[Start Task input]

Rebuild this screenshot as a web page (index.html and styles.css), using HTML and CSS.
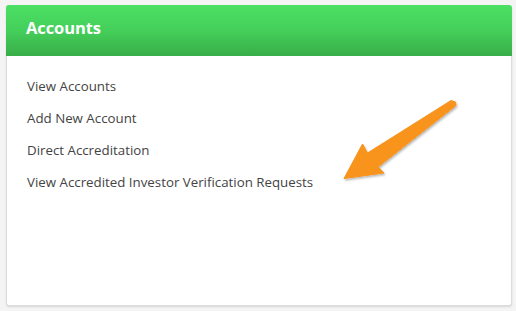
FILE: index.html
```html
<!DOCTYPE html>
<html>
<head>
<meta charset="utf-8">
<link rel="stylesheet" href="styles.css">
</head>
<body>
<div class="card">
  <div class="card-header"><h1 class="title">Accounts</h1></div>
  <ul class="links">
    <li><a class="link">View Accounts</a></li>
    <li><a class="link">Add New Account</a></li>
    <li><a class="link">Direct Accreditation</a></li>
    <li><a class="link">View Accredited Investor Verification Requests</a></li>
  </ul>
  <svg class="arrow" width="516" height="311" viewBox="0 0 516 311">
    <defs>
      <filter id="sh" x="-20%" y="-20%" width="140%" height="140%">
        <feDropShadow dx="1" dy="1.5" stdDeviation="1.2" flood-color="#000" flood-opacity="0.3"/>
      </filter>
    </defs>
    <polygon points="451,100.5 455.5,102 456,105.5 378,167 384,173 344,178.5 362.5,144 367.5,153" fill="#f8931c" filter="url(#sh)" stroke="#f8931c" stroke-width="1" stroke-linejoin="round"/>
  </svg>
</div>
</body>
</html>
```
FILE: styles.css
```css
html, body { margin: 0; padding: 0; }
body {
  background: #f4f4f4;
  width: 516px;
  height: 311px;
  padding: 5px 0 0 6px;
  box-sizing: border-box;
  font-family: "Open Sans", "Liberation Sans", sans-serif;
  overflow: hidden;
}
.card {
  position: relative;
  width: 506px;
  height: 301px;
  box-sizing: border-box;
  background: #fff;
  border: 1px solid #dcdcdc;
  border-top: none;
  border-radius: 3px;
  box-shadow: 0 1px 2px rgba(0,0,0,0.12);
}
.card-header {
  height: 51px;
  margin: 0 -1px;
  background: linear-gradient(to bottom, #4be064 0%, #44cf5a 50%, #39ad48 100%);
  border-radius: 3px 3px 0 0;
  display: flex;
  align-items: center;
  padding-left: 20px;
}
.title {
  margin: 0;
  color: #fff;
  font-size: 16.5px;
  font-weight: 700;
  letter-spacing: -0.1px;
  padding-bottom: 6px;
}
.links {
  list-style: none;
  margin: 0;
  padding: 13px 0 0 20px;
}
.links li {
  height: 32px;
  line-height: 32px;
}
.link {
  color: #444;
  font-size: 13.3px;
  letter-spacing: 0;
}
.arrow {
  position: absolute;
  left: -7px;
  top: -5px;
  pointer-events: none;
}
```
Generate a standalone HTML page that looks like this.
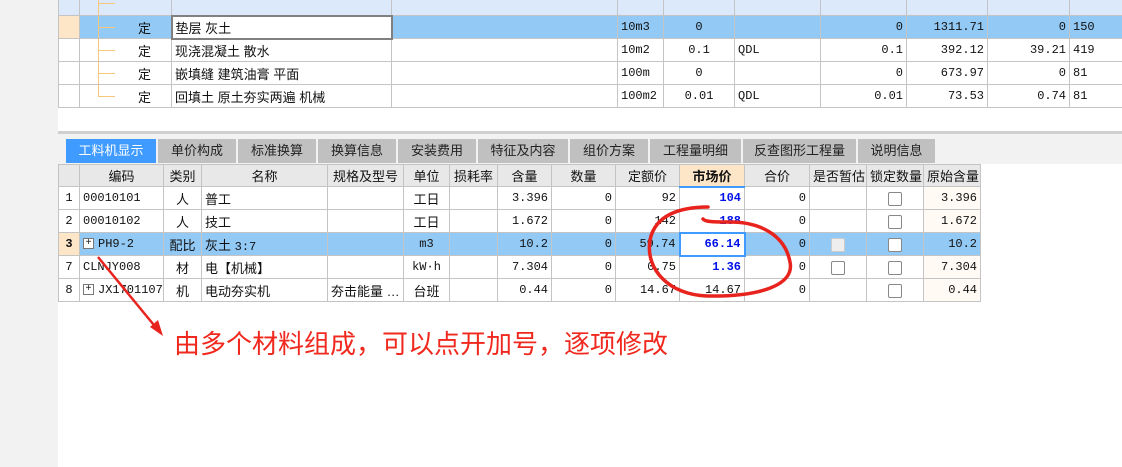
<!DOCTYPE html>
<html><head><meta charset="utf-8"><style>
*{margin:0;padding:0;box-sizing:border-box}
body{width:1122px;height:467px;overflow:hidden;background:#fff;position:relative;font-family:"Liberation Sans","Noto Sans CJK SC",sans-serif;font-size:13px;color:#111}
.l{position:absolute;left:0;top:0;width:58px;height:467px;background:#f2f2f2}
table{position:absolute;border-collapse:collapse;table-layout:fixed}
td{border:1px solid #c4c4c4;height:23px;padding:0 3px;white-space:nowrap;overflow:hidden;font-size:13px}
.m{font-family:"Liberation Mono","Noto Sans CJK SC",monospace;font-size:12px}
.r{text-align:right}.c{text-align:center}
.sel td{background:#93c9f5}
.hd td{background:#e8e8e8;text-align:center;height:22px}
.tree{position:relative;padding-left:58px}
.tree:before{content:"";position:absolute;left:18px;top:-1px;bottom:-1px;border-left:1px solid #f6c77a}
.tree.last:before{bottom:11px}
.tree:after{content:"";position:absolute;left:18px;top:11px;width:17px;border-top:1px solid #f6c77a}
.tab{position:absolute;top:139px;height:24px;background:#c0c0c0;text-align:center;line-height:24px;font-size:13px;color:#222}
.cb{display:inline-block;width:14px;height:14px;border:1px solid #888;border-radius:2px;background:#fff;vertical-align:middle}
.pl{display:inline-block;width:11px;height:11px;border:1px solid #777;font-size:10px;line-height:9px;text-align:center;margin-right:4px;vertical-align:middle;background:#fff}
.b{color:#0010e8;font-weight:bold}
.o{background:#fffaf3}
</style></head><body>
<div class="l"></div>
<table style="left:58px;top:-9px;width:1100px">
<colgroup><col style="width:21px"><col style="width:92px"><col style="width:220px"><col style="width:226px"><col style="width:46px"><col style="width:71px"><col style="width:86px"><col style="width:86px"><col style="width:81px"><col style="width:82px"><col style="width:109px"></colgroup>
<tr style="background:#dce9fb"><td style="height:24px"></td><td class="tree" style="height:24px"></td><td></td><td></td><td></td><td></td><td></td><td></td><td></td><td></td><td></td></tr>
<tr class="sel"><td style="background:#fde6c8"></td><td class="tree">定</td><td style="background:#fff;border:2px solid #808080">垫层 灰土</td><td></td><td class="m">10m3</td><td class="m c">0</td><td></td><td class="m r">0</td><td class="m r">1311.71</td><td class="m r">0</td><td class="m">150</td></tr>
<tr><td></td><td class="tree">定</td><td>现浇混凝土 散水</td><td></td><td class="m">10m2</td><td class="m c">0.1</td><td class="m">QDL</td><td class="m r">0.1</td><td class="m r">392.12</td><td class="m r">39.21</td><td class="m">419</td></tr>
<tr><td></td><td class="tree">定</td><td>嵌填缝 建筑油膏 平面</td><td></td><td class="m">100m</td><td class="m c">0</td><td></td><td class="m r">0</td><td class="m r">673.97</td><td class="m r">0</td><td class="m">81</td></tr>
<tr><td></td><td class="tree last">定</td><td>回填土 原土夯实两遍 机械</td><td></td><td class="m">100m2</td><td class="m c">0.01</td><td class="m">QDL</td><td class="m r">0.01</td><td class="m r">73.53</td><td class="m r">0.74</td><td class="m">81</td></tr>
</table>
<div style="position:absolute;left:58px;top:131px;width:1064px;height:3px;background:#d0d0d0"></div>
<div style="position:absolute;left:58px;top:134px;width:1064px;height:30px;background:#f2f2f2"></div>
<div class="tab" style="left:66px;width:90px;background:#3f9bff;color:#fff">工料机显示</div>
<div class="tab" style="left:158px;width:78px">单价构成</div>
<div class="tab" style="left:238px;width:78px">标准换算</div>
<div class="tab" style="left:318px;width:78px">换算信息</div>
<div class="tab" style="left:398px;width:78px">安装费用</div>
<div class="tab" style="left:478px;width:90px">特征及内容</div>
<div class="tab" style="left:570px;width:78px">组价方案</div>
<div class="tab" style="left:650px;width:91px">工程量明细</div>
<div class="tab" style="left:743px;width:113px">反查图形工程量</div>
<div class="tab" style="left:858px;width:77px">说明信息</div>
<table style="left:58px;top:164px;width:922px">
<colgroup><col style="width:21px"><col style="width:84px"><col style="width:38px"><col style="width:126px"><col style="width:76px"><col style="width:46px"><col style="width:48px"><col style="width:54px"><col style="width:64px"><col style="width:64px"><col style="width:65px"><col style="width:65px"><col style="width:57px"><col style="width:57px"><col style="width:57px"></colgroup>
<tr class="hd"><td></td><td>编码</td><td>类别</td><td>名称</td><td>规格及型号</td><td>单位</td><td>损耗率</td><td>含量</td><td>数量</td><td>定额价</td><td style="background:#fde6c8;font-weight:bold;border-bottom:2px solid #3f9bff">市场价</td><td>合价</td><td>是否暂估</td><td>锁定数量</td><td>原始含量</td></tr>
<tr><td class="m c">1</td><td class="m">00010101</td><td class="c">人</td><td>普工</td><td></td><td class="c">工日</td><td></td><td class="m r">3.396</td><td class="m r">0</td><td class="m r">92</td><td class="m r b">104</td><td class="m r">0</td><td></td><td class="c"><span class="cb"></span></td><td class="m r o">3.396</td></tr>
<tr><td class="m c">2</td><td class="m">00010102</td><td class="c">人</td><td>技工</td><td></td><td class="c">工日</td><td></td><td class="m r">1.672</td><td class="m r">0</td><td class="m r">142</td><td class="m r b">188</td><td class="m r">0</td><td></td><td class="c"><span class="cb"></span></td><td class="m r o">1.672</td></tr>
<tr class="sel"><td class="m c" style="background:#fde6c8;font-weight:bold">3</td><td class="m"><span class="pl">+</span>PH9-2</td><td class="c">配比</td><td>灰土 <span class="m">3:7</span></td><td></td><td class="m c">m3</td><td></td><td class="m r">10.2</td><td class="m r">0</td><td class="m r">59.74</td><td class="m r b" style="background:#fff;border:2px solid #3f9bff">66.14</td><td class="m r">0</td><td class="c"><span class="cb" style="background:#eee;border-color:#ccc"></span></td><td class="c"><span class="cb"></span></td><td class="m r">10.2</td></tr>
<tr><td class="m c">7</td><td class="m">CLNJY008</td><td class="c">材</td><td>电【机械】</td><td></td><td class="m c">kW·h</td><td></td><td class="m r">7.304</td><td class="m r">0</td><td class="m r">0.75</td><td class="m r b">1.36</td><td class="m r">0</td><td class="c"><span class="cb"></span></td><td class="c"><span class="cb"></span></td><td class="m r o">7.304</td></tr>
<tr><td class="m c">8</td><td class="m"><span class="pl">+</span>JX17011070</td><td class="c">机</td><td>电动夯实机</td><td>夯击能量 …</td><td class="c">台班</td><td></td><td class="m r">0.44</td><td class="m r">0</td><td class="m r">14.67</td><td class="m r">14.67</td><td class="m r">0</td><td></td><td class="c"><span class="cb"></span></td><td class="m r o">0.44</td></tr>
</table>
<svg style="position:absolute;left:0;top:0" width="1122" height="467">
<line x1="98" y1="257" x2="158" y2="330" stroke="#e8231e" stroke-width="2.5"/>
<polygon points="163,336 150,327 158,320" fill="#e8231e"/>
<path d="M708,207 C680,207 655,215 650,240 C645,270 670,295 707,296 C760,297 795,285 790,262 C785,235 760,222 730,222 C715,222 705,222 703,219" fill="none" stroke="#e8231e" stroke-width="3.5" stroke-linecap="round"/>
</svg>
<div style="position:absolute;left:174px;top:326px;font-size:26px;color:#f0281e;font-family:'Noto Sans CJK SC',sans-serif;line-height:34px;white-space:nowrap">由多个材料组成，可以点开加号，逐项修改</div>
</body></html>
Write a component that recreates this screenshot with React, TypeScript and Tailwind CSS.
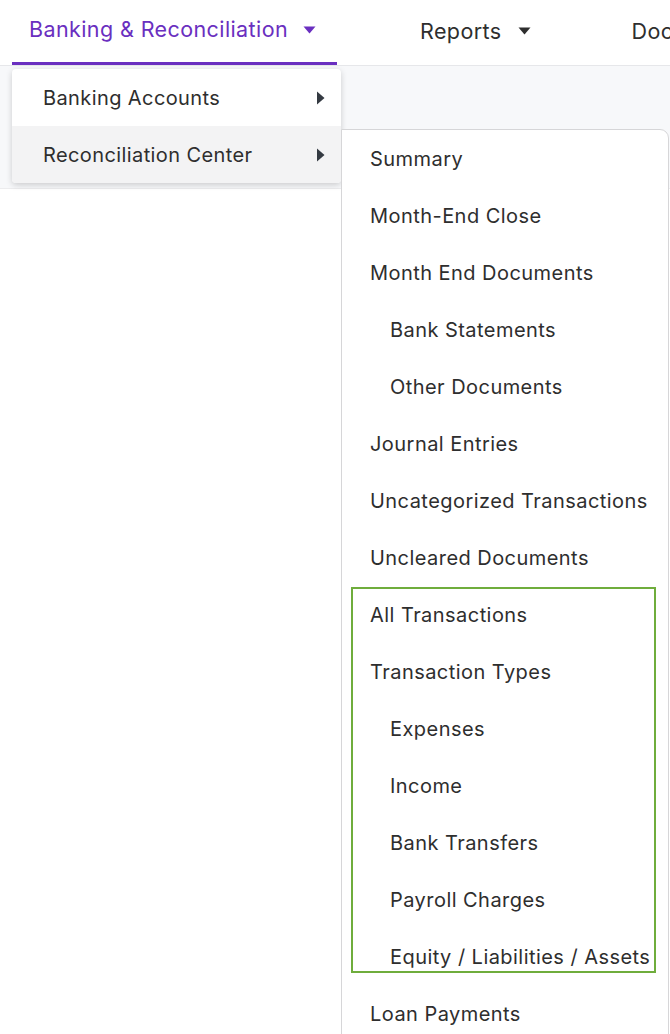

[End Task input]

Give the count of lines holding the word "screenshot", with no other words.

### Answer for the task
2